• **Problem requirements**
Find the lines below that contain the word "screenshot" and count them. Only the number should be given.

>> Begin Recorded data

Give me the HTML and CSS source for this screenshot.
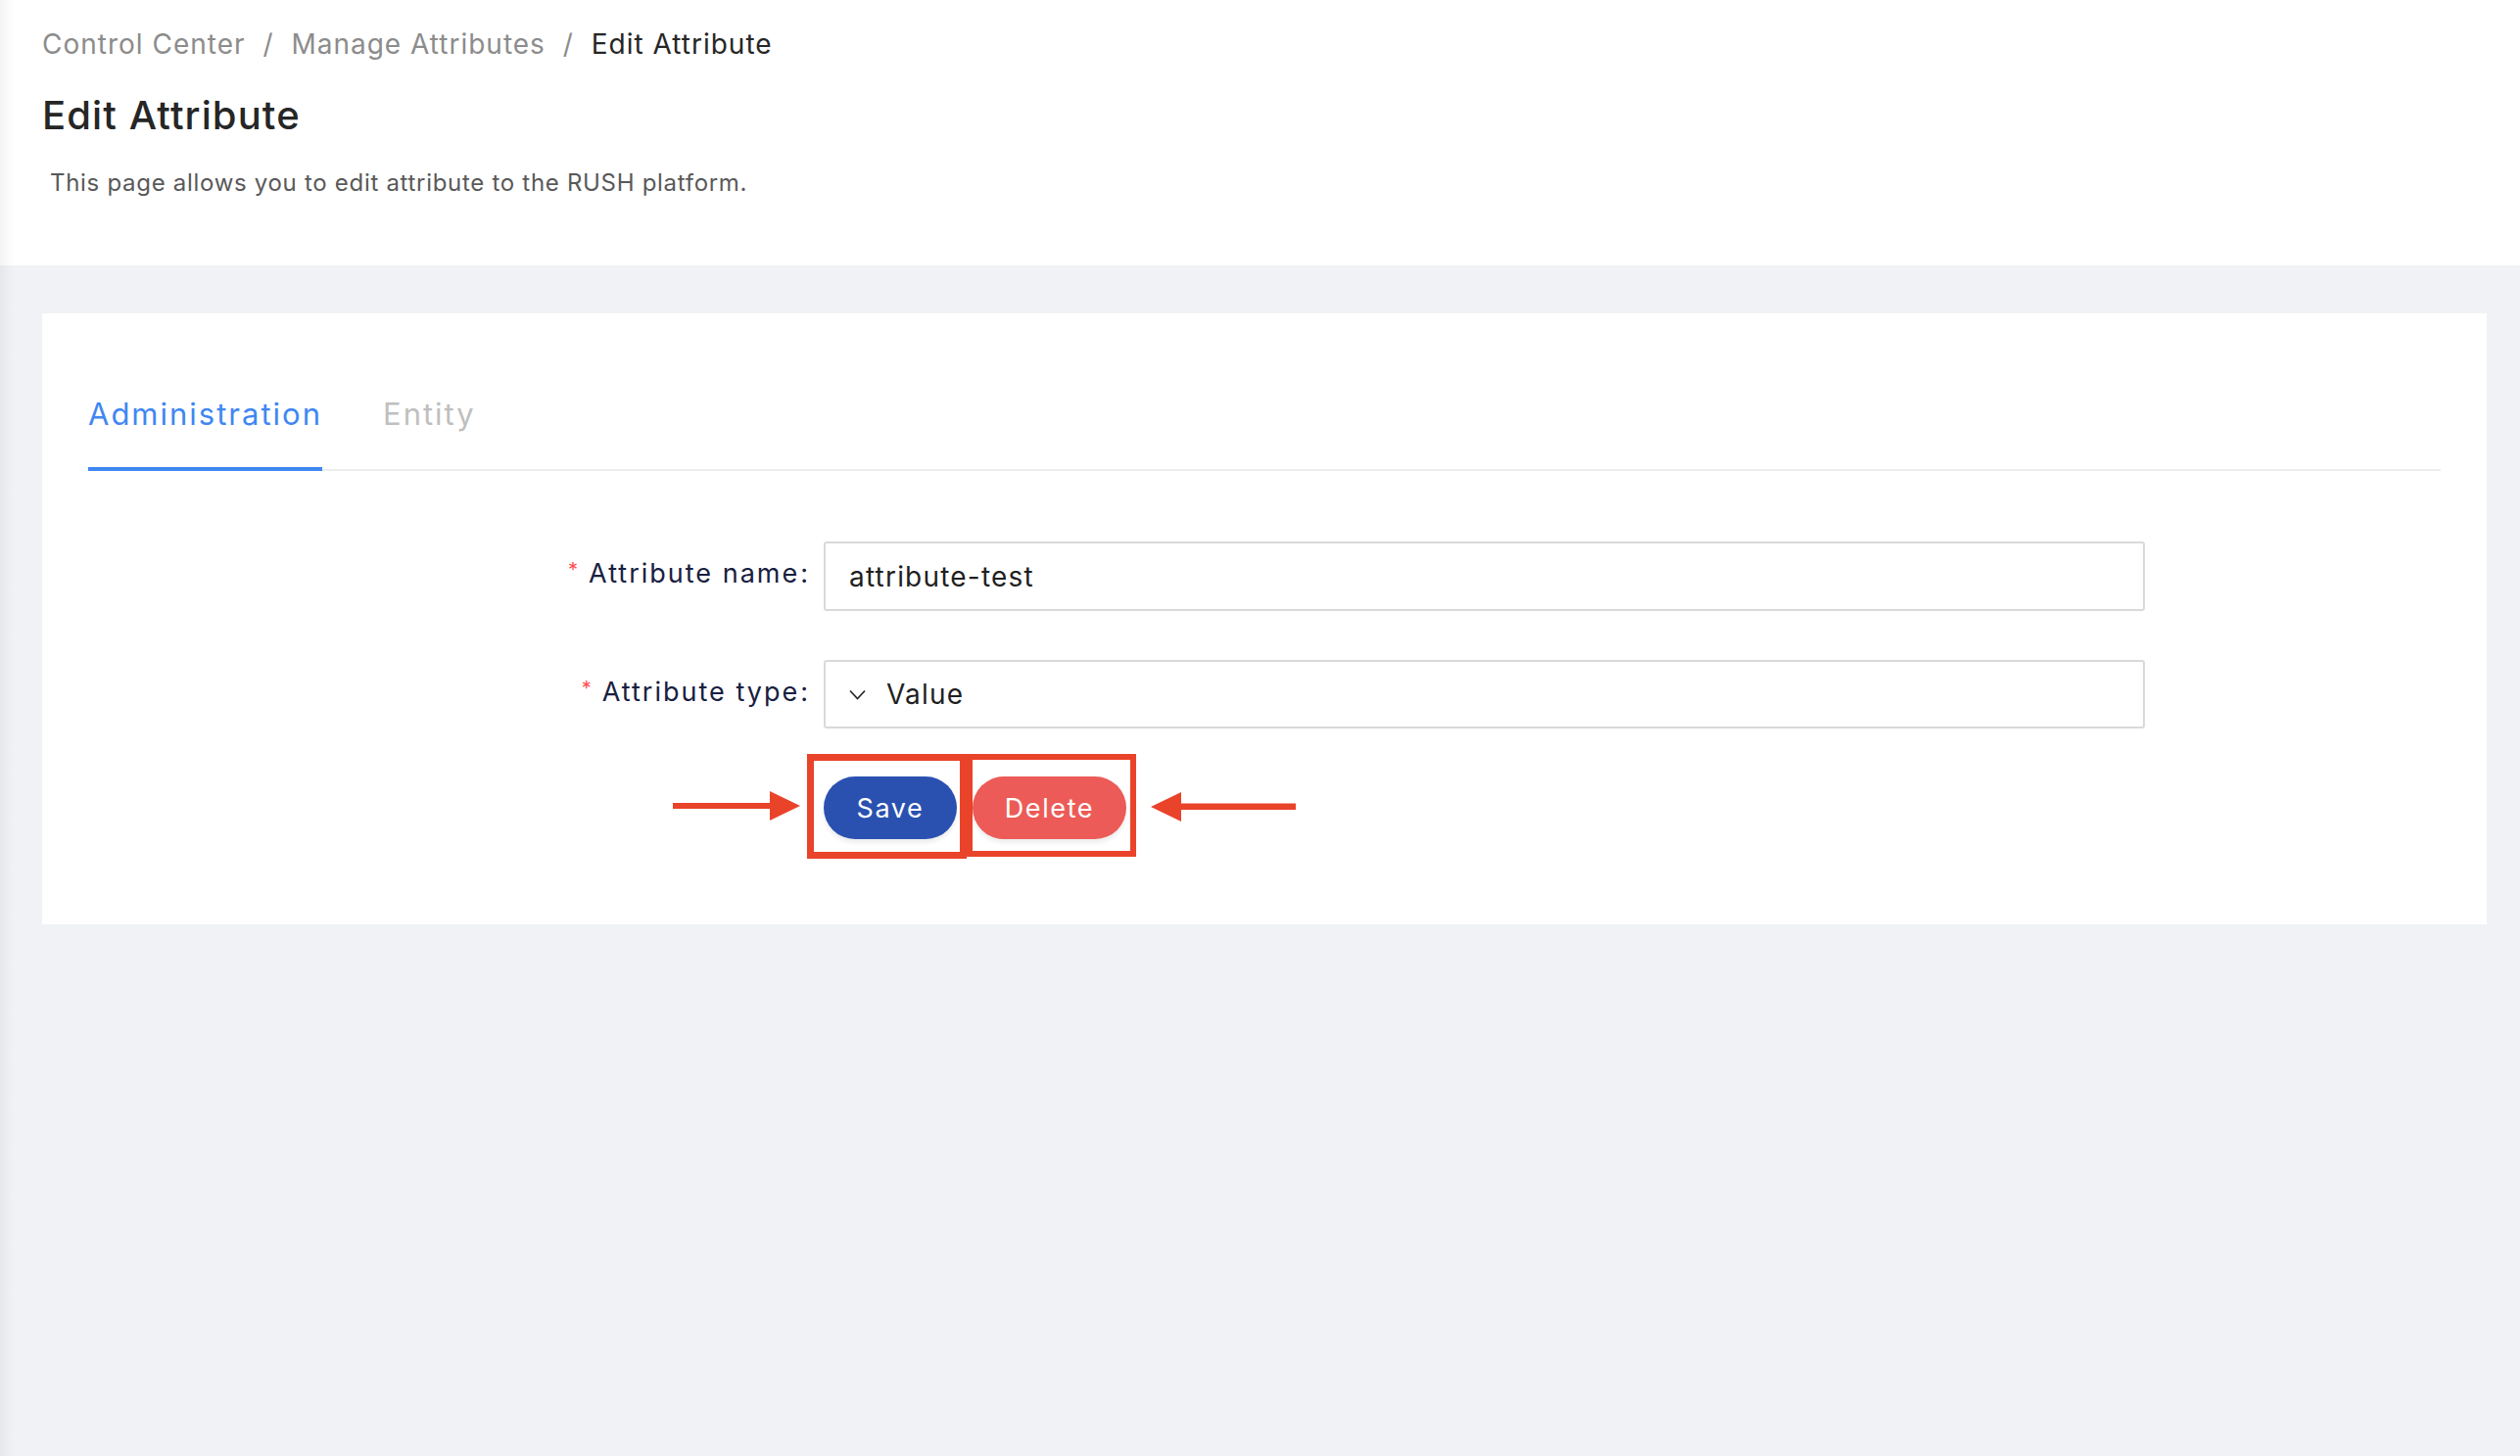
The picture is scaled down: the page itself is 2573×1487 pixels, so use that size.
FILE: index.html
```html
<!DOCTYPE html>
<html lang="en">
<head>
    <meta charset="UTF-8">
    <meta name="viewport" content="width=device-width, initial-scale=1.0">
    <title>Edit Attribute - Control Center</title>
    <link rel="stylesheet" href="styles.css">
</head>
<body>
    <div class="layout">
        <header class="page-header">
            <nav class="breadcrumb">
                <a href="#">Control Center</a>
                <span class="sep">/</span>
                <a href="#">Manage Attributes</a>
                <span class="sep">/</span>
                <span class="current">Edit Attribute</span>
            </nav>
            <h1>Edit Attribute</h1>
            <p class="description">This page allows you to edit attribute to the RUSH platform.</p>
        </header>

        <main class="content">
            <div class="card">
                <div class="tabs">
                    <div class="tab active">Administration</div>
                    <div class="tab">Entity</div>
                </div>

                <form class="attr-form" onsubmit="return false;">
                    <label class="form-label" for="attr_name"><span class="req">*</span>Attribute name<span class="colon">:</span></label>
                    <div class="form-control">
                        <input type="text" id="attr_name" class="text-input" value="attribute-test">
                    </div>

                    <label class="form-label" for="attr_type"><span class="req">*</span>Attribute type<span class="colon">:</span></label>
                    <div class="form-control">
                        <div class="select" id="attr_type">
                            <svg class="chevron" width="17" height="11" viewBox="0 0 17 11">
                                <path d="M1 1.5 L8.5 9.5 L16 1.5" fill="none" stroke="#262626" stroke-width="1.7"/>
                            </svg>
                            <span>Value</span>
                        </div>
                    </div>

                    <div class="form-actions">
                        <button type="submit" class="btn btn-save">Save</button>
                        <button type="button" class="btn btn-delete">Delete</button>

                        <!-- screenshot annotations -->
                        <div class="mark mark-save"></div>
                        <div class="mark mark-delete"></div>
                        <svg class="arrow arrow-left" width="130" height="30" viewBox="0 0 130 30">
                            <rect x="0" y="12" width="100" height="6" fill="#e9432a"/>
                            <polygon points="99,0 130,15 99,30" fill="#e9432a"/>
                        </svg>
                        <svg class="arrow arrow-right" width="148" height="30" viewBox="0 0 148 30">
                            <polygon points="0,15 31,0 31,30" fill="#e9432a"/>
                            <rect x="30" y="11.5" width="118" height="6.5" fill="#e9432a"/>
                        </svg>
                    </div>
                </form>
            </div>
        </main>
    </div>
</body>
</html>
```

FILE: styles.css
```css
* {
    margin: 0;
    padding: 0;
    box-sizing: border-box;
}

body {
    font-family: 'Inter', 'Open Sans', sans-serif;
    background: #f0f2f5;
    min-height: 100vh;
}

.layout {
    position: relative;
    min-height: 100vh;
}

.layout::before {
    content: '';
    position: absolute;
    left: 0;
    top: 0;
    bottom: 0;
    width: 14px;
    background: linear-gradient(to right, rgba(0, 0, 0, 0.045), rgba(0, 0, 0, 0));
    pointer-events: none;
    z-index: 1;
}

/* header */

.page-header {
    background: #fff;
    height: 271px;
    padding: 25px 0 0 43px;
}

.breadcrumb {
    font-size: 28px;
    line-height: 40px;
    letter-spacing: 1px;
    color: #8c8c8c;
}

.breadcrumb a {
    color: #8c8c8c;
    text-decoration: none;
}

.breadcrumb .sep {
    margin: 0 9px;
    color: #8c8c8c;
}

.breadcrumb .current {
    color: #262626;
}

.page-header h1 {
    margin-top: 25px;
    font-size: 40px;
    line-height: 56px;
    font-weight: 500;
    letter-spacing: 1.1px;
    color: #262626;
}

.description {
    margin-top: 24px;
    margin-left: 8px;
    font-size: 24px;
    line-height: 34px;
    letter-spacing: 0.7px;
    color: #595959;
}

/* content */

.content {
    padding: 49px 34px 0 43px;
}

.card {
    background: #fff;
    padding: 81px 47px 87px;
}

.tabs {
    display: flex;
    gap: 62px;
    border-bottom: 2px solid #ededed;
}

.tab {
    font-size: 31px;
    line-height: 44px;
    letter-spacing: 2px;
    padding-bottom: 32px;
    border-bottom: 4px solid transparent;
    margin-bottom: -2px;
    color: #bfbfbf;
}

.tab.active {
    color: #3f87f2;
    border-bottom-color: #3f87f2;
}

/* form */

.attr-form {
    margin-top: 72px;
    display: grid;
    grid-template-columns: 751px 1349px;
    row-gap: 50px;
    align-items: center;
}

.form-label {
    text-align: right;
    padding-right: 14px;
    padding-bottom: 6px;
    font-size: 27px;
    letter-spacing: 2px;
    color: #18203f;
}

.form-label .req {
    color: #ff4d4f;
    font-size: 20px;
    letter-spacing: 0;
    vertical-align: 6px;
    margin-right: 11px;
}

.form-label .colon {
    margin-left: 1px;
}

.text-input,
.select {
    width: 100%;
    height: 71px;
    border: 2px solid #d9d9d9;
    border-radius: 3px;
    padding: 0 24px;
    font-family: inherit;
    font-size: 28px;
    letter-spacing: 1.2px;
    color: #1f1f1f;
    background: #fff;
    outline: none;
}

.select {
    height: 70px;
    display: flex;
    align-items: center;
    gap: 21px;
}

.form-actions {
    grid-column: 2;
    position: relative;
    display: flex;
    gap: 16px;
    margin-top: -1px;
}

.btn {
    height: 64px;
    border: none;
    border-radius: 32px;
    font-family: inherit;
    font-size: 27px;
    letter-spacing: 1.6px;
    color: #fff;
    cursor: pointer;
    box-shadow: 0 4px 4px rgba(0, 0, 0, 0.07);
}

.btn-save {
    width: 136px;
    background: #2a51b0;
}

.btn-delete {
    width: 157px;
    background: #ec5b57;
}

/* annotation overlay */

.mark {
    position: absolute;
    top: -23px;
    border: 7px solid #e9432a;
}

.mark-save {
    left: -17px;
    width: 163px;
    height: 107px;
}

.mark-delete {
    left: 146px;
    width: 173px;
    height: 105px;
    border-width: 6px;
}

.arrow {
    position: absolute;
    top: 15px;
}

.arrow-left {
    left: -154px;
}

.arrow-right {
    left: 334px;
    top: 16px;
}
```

>> End Recorded data

• **Result below**
2